Objective » Without the pictures, print the lines running from the beginning of the material to the line containing "const LINK = 'text-[#7b867b]';", both ends included.
--- begin ---
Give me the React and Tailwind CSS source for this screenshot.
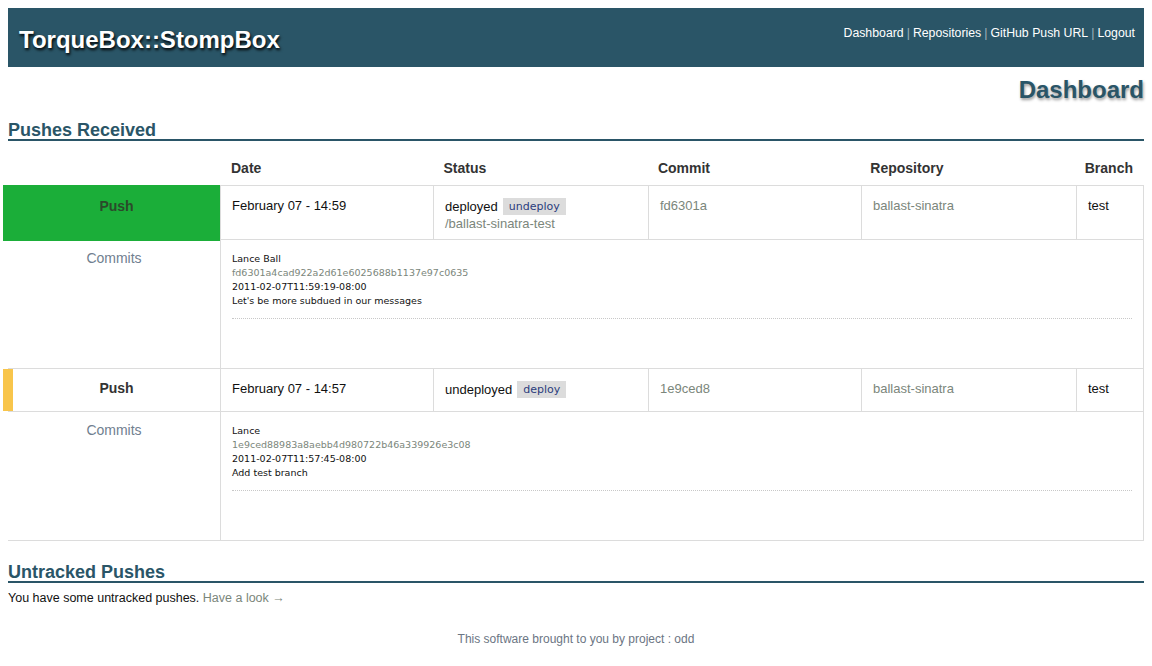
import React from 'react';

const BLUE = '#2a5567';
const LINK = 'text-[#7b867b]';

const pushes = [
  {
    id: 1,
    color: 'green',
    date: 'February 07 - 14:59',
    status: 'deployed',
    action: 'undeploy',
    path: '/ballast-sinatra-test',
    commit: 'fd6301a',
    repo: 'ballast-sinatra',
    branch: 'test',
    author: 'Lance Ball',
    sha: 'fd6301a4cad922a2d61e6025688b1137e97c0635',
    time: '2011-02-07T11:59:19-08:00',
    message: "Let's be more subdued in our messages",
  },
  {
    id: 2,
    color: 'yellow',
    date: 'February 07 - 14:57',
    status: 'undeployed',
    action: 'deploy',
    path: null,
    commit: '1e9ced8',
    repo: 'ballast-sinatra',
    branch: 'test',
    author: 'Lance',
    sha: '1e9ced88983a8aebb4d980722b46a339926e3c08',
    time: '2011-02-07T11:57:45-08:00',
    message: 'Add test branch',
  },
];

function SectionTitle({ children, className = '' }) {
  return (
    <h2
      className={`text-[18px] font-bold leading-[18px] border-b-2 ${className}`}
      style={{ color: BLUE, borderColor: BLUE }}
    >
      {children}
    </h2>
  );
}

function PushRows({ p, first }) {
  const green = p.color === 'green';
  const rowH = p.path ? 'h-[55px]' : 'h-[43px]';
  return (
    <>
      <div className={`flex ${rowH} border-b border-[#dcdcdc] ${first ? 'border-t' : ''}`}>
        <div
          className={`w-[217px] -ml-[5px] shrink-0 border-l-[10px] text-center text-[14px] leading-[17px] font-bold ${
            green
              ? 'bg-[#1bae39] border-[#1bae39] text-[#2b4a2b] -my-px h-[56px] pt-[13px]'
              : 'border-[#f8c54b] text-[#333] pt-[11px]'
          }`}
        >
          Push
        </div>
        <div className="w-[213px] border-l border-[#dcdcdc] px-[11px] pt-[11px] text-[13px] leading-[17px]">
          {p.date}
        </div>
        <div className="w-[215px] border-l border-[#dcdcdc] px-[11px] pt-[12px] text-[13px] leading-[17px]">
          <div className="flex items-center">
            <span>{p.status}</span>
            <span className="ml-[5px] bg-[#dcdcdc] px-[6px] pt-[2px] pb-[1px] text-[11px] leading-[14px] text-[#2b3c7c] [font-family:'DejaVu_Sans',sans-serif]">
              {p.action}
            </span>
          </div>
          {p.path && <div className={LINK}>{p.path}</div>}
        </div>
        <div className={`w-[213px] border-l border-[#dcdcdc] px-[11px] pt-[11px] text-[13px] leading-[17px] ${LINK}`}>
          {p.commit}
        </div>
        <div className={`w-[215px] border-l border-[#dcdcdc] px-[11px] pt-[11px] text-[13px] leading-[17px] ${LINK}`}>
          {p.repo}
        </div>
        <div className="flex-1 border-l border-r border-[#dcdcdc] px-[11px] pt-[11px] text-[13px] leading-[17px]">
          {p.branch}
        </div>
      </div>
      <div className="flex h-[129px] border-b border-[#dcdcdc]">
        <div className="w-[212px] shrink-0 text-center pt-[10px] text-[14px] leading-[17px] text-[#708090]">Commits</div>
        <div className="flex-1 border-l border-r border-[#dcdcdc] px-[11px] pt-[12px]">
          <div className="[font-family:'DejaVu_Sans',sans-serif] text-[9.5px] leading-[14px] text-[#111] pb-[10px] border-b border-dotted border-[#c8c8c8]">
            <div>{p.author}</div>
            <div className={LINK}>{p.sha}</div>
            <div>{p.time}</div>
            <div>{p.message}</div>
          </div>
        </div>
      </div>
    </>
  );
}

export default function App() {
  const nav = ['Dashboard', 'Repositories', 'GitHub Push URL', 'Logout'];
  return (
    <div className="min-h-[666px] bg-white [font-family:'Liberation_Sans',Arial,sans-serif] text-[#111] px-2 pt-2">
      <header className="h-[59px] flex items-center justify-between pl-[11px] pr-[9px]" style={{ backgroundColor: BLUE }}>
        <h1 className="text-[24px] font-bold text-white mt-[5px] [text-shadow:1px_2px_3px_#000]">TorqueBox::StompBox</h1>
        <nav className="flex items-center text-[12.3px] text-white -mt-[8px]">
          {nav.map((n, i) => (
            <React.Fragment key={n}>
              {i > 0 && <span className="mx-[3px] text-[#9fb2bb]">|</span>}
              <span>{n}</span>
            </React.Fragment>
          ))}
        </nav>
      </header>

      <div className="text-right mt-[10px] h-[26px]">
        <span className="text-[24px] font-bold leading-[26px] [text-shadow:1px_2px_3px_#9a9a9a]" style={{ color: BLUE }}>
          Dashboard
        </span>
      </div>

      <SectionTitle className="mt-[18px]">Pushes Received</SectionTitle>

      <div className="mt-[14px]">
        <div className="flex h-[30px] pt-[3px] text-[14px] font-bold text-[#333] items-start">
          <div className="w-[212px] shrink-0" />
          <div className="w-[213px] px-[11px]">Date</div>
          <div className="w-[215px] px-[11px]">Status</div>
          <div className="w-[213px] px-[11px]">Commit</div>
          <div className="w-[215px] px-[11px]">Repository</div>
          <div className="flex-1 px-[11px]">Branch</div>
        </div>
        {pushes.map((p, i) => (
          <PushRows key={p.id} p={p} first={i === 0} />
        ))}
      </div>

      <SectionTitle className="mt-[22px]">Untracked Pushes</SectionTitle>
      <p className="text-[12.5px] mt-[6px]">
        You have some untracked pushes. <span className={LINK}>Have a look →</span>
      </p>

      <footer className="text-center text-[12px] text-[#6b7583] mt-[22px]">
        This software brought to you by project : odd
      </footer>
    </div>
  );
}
--- end ---
In response »
Give me the React and Tailwind CSS source for this screenshot.
import React from 'react';

const BLUE = '#2a5567';
const LINK = 'text-[#7b867b]';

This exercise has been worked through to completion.